*Stated goal*
Write out each line exactly as given. Leave the pictures out of your copy.

*Given material*
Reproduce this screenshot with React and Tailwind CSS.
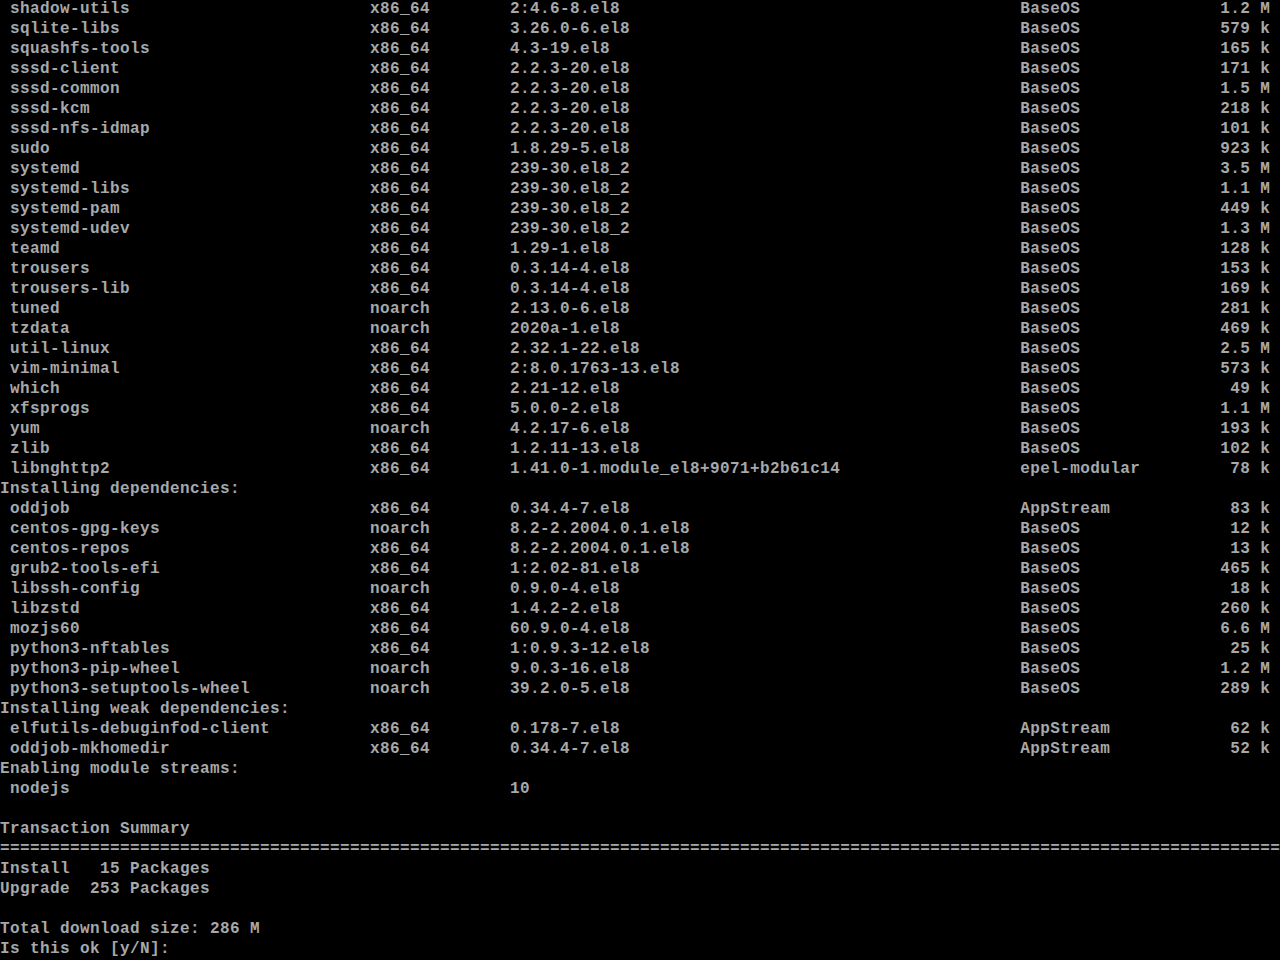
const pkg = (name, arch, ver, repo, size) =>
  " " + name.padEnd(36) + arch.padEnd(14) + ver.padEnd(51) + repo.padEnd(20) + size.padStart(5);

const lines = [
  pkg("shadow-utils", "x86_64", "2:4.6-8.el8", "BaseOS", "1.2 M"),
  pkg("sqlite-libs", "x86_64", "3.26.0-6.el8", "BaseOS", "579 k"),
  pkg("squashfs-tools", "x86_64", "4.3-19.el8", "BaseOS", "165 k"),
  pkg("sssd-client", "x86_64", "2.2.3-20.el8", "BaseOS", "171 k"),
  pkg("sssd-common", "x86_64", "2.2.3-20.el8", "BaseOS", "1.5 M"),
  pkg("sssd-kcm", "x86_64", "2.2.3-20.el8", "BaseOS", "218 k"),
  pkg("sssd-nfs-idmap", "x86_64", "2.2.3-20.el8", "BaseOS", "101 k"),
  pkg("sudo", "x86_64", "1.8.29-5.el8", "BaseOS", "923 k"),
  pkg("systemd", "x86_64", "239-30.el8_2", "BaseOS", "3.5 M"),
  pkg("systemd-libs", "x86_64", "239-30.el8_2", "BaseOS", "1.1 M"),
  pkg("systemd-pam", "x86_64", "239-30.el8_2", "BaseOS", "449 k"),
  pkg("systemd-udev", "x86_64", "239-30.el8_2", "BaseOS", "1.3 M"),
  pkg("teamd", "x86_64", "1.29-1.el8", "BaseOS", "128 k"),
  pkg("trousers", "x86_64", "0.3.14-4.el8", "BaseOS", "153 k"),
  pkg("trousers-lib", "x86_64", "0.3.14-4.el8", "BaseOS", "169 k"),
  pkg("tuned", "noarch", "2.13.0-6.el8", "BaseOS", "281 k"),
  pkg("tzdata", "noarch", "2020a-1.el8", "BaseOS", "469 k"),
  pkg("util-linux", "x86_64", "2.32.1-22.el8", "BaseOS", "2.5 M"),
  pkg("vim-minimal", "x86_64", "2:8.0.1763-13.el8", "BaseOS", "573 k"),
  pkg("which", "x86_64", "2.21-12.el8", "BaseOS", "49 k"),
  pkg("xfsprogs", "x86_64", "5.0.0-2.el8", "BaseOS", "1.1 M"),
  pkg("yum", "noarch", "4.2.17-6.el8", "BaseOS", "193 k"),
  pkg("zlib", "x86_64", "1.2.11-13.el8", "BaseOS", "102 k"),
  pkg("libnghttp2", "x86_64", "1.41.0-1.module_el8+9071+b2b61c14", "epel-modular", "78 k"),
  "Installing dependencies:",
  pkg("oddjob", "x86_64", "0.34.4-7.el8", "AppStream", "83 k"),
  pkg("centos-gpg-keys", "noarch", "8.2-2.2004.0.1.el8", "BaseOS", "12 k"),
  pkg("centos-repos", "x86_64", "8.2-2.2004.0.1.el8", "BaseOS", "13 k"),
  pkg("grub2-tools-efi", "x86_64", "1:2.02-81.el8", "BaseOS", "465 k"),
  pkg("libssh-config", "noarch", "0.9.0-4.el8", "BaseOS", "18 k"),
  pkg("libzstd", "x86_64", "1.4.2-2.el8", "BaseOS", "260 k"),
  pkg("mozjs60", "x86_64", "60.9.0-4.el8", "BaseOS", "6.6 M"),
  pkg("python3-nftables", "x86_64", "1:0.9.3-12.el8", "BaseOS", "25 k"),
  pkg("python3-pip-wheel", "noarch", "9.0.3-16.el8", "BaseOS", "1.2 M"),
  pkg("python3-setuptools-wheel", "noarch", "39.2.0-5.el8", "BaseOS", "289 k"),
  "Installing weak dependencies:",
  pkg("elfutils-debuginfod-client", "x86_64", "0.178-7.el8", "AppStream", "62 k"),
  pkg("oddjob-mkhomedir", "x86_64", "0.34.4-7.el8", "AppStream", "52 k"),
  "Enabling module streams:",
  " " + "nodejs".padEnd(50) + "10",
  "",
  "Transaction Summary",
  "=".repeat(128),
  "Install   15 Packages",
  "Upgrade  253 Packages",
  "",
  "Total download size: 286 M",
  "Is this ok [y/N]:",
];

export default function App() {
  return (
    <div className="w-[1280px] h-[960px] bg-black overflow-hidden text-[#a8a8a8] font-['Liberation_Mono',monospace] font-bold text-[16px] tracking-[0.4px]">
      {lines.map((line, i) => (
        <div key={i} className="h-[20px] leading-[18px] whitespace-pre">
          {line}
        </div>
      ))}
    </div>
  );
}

*Task result*
Reproduce this screenshot with React and Tailwind CSS.
const pkg = (name, arch, ver, repo, size) =>
  " " + name.padEnd(36) + arch.padEnd(14) + ver.padEnd(51) + repo.padEnd(20) + size.padStart(5);

const lines = [
  pkg("shadow-utils", "x86_64", "2:4.6-8.el8", "BaseOS", "1.2 M"),
  pkg("sqlite-libs", "x86_64", "3.26.0-6.el8", "BaseOS", "579 k"),
  pkg("squashfs-tools", "x86_64", "4.3-19.el8", "BaseOS", "165 k"),
  pkg("sssd-client", "x86_64", "2.2.3-20.el8", "BaseOS", "171 k"),
  pkg("sssd-common", "x86_64", "2.2.3-20.el8", "BaseOS", "1.5 M"),
  pkg("sssd-kcm", "x86_64", "2.2.3-20.el8", "BaseOS", "218 k"),
  pkg("sssd-nfs-idmap", "x86_64", "2.2.3-20.el8", "BaseOS", "101 k"),
  pkg("sudo", "x86_64", "1.8.29-5.el8", "BaseOS", "923 k"),
  pkg("systemd", "x86_64", "239-30.el8_2", "BaseOS", "3.5 M"),
  pkg("systemd-libs", "x86_64", "239-30.el8_2", "BaseOS", "1.1 M"),
  pkg("systemd-pam", "x86_64", "239-30.el8_2", "BaseOS", "449 k"),
  pkg("systemd-udev", "x86_64", "239-30.el8_2", "BaseOS", "1.3 M"),
  pkg("teamd", "x86_64", "1.29-1.el8", "BaseOS", "128 k"),
  pkg("trousers", "x86_64", "0.3.14-4.el8", "BaseOS", "153 k"),
  pkg("trousers-lib", "x86_64", "0.3.14-4.el8", "BaseOS", "169 k"),
  pkg("tuned", "noarch", "2.13.0-6.el8", "BaseOS", "281 k"),
  pkg("tzdata", "noarch", "2020a-1.el8", "BaseOS", "469 k"),
  pkg("util-linux", "x86_64", "2.32.1-22.el8", "BaseOS", "2.5 M"),
  pkg("vim-minimal", "x86_64", "2:8.0.1763-13.el8", "BaseOS", "573 k"),
  pkg("which", "x86_64", "2.21-12.el8", "BaseOS", "49 k"),
  pkg("xfsprogs", "x86_64", "5.0.0-2.el8", "BaseOS", "1.1 M"),
  pkg("yum", "noarch", "4.2.17-6.el8", "BaseOS", "193 k"),
  pkg("zlib", "x86_64", "1.2.11-13.el8", "BaseOS", "102 k"),
  pkg("libnghttp2", "x86_64", "1.41.0-1.module_el8+9071+b2b61c14", "epel-modular", "78 k"),
  "Installing dependencies:",
  pkg("oddjob", "x86_64", "0.34.4-7.el8", "AppStream", "83 k"),
  pkg("centos-gpg-keys", "noarch", "8.2-2.2004.0.1.el8", "BaseOS", "12 k"),
  pkg("centos-repos", "x86_64", "8.2-2.2004.0.1.el8", "BaseOS", "13 k"),
  pkg("grub2-tools-efi", "x86_64", "1:2.02-81.el8", "BaseOS", "465 k"),
  pkg("libssh-config", "noarch", "0.9.0-4.el8", "BaseOS", "18 k"),
  pkg("libzstd", "x86_64", "1.4.2-2.el8", "BaseOS", "260 k"),
  pkg("mozjs60", "x86_64", "60.9.0-4.el8", "BaseOS", "6.6 M"),
  pkg("python3-nftables", "x86_64", "1:0.9.3-12.el8", "BaseOS", "25 k"),
  pkg("python3-pip-wheel", "noarch", "9.0.3-16.el8", "BaseOS", "1.2 M"),
  pkg("python3-setuptools-wheel", "noarch", "39.2.0-5.el8", "BaseOS", "289 k"),
  "Installing weak dependencies:",
  pkg("elfutils-debuginfod-client", "x86_64", "0.178-7.el8", "AppStream", "62 k"),
  pkg("oddjob-mkhomedir", "x86_64", "0.34.4-7.el8", "AppStream", "52 k"),
  "Enabling module streams:",
  " " + "nodejs".padEnd(50) + "10",
  "",
  "Transaction Summary",
  "=".repeat(128),
  "Install   15 Packages",
  "Upgrade  253 Packages",
  "",
  "Total download size: 286 M",
  "Is this ok [y/N]:",
];

export default function App() {
  return (
    <div className="w-[1280px] h-[960px] bg-black overflow-hidden text-[#a8a8a8] font-['Liberation_Mono',monospace] font-bold text-[16px] tracking-[0.4px]">
      {lines.map((line, i) => (
        <div key={i} className="h-[20px] leading-[18px] whitespace-pre">
          {line}
        </div>
      ))}
    </div>
  );
}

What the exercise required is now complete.